Consistent with this risk reduction strategy, BCC also reduced its debt by $800 million in the first quarter. The aircraft financing market continues to be robust and BCC is executing well, as it supports Boeing's core businesses.
I mentioned earlier that our centralized costs declined this quarter, which drove our overall margin expansion. This large area of costs improved significantly due in part to management decisions we made last year.
The other expense category declined $59 million due to our exit from the Connexion business. Unallocated expense also fell sharply due to lower expenses on share-based plans and deferred compensation.
Both of these declined due to higher stock appreciation in the year ago quarter and changes to our long-term compensation plans we implemented last year. Non-cash pension expense grew as expected to $252 million in the first quarter.
Now, we expect to realize significant savings in these areas this year, which is included in our guidance.

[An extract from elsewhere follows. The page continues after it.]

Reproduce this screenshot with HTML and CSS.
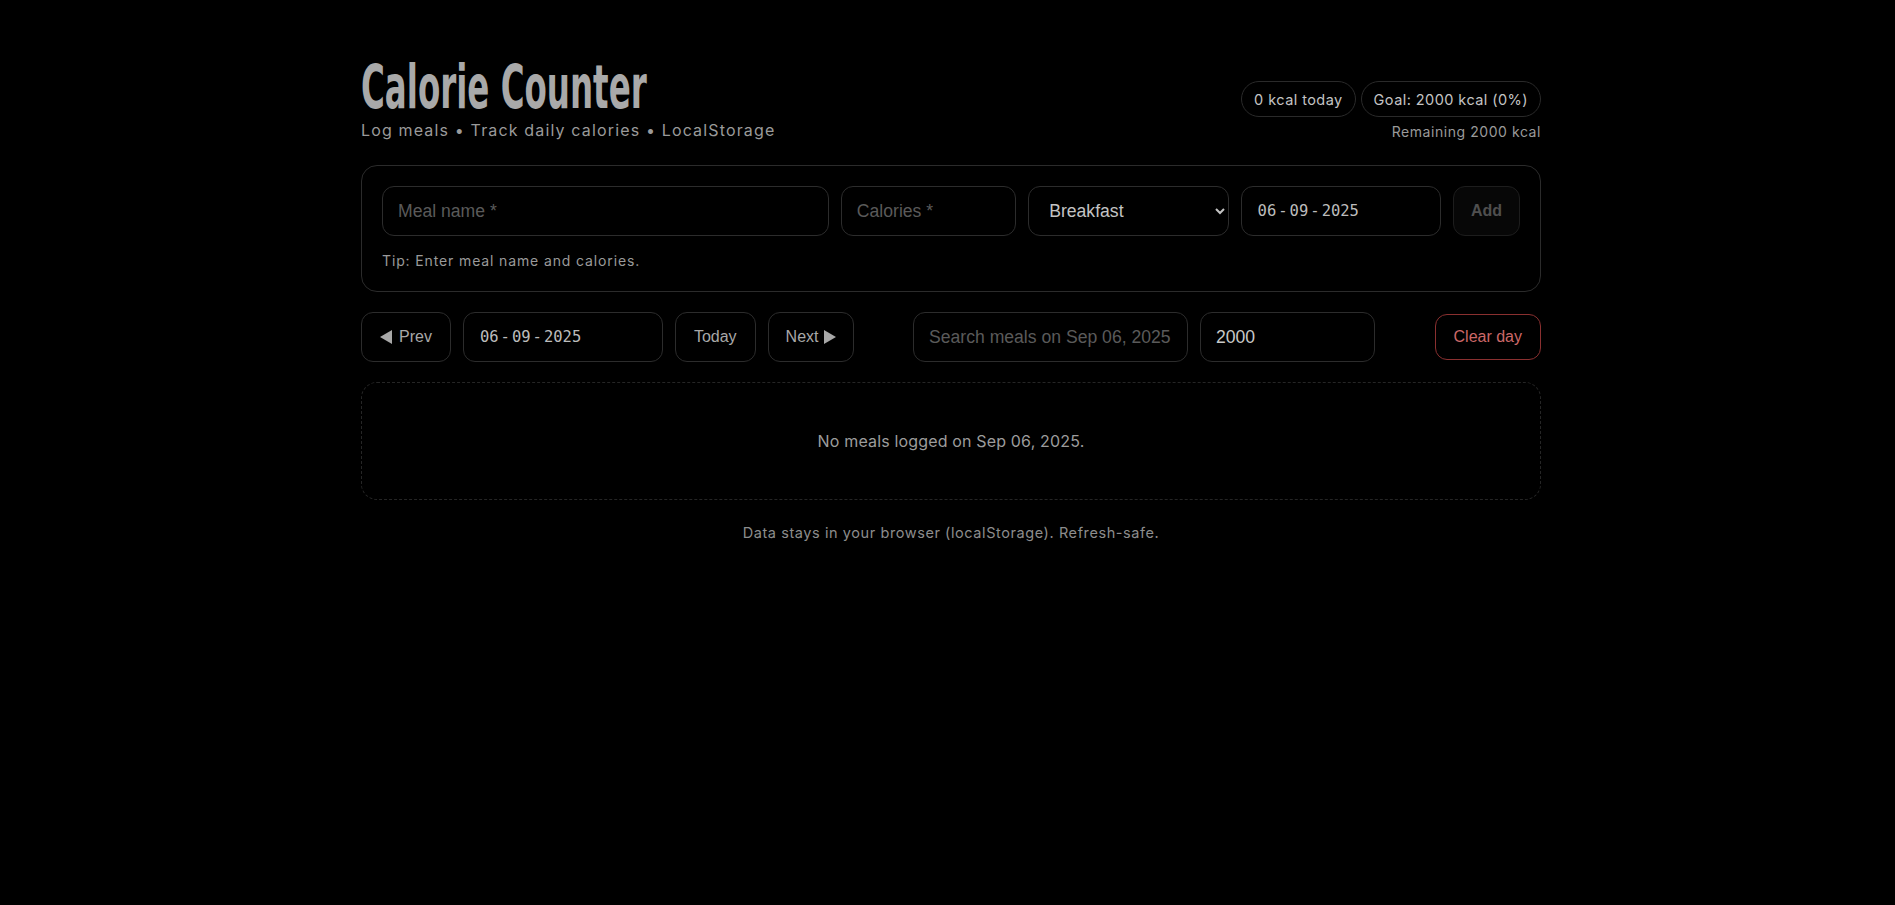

We expect total other expense this year to be about $150 million.
We also expect total unallocated expense to be about $1.5 billion this year, which includes about $600 million in pension expense and $300 million of share-based plan expense. Now, let's move on to our balance sheet on slide 7.
Our balance sheet and liquidity remained strong. We ended the first quarter with $8.1 billion in cash and liquid investments.
This was down from the end of last year due in part to repay over $800 million of BCC debt and the repurchase of 4 million Boeing shares. And the largely discretionary contribution of $509 million to our pension plan.
The BCC debt repayment brought our total debt down by about $800 million, and after upgrade from Moody's and S&P last year we continue to enjoy strong credit rating and outstanding liquidity. Now, moving to cash flow on slide 8.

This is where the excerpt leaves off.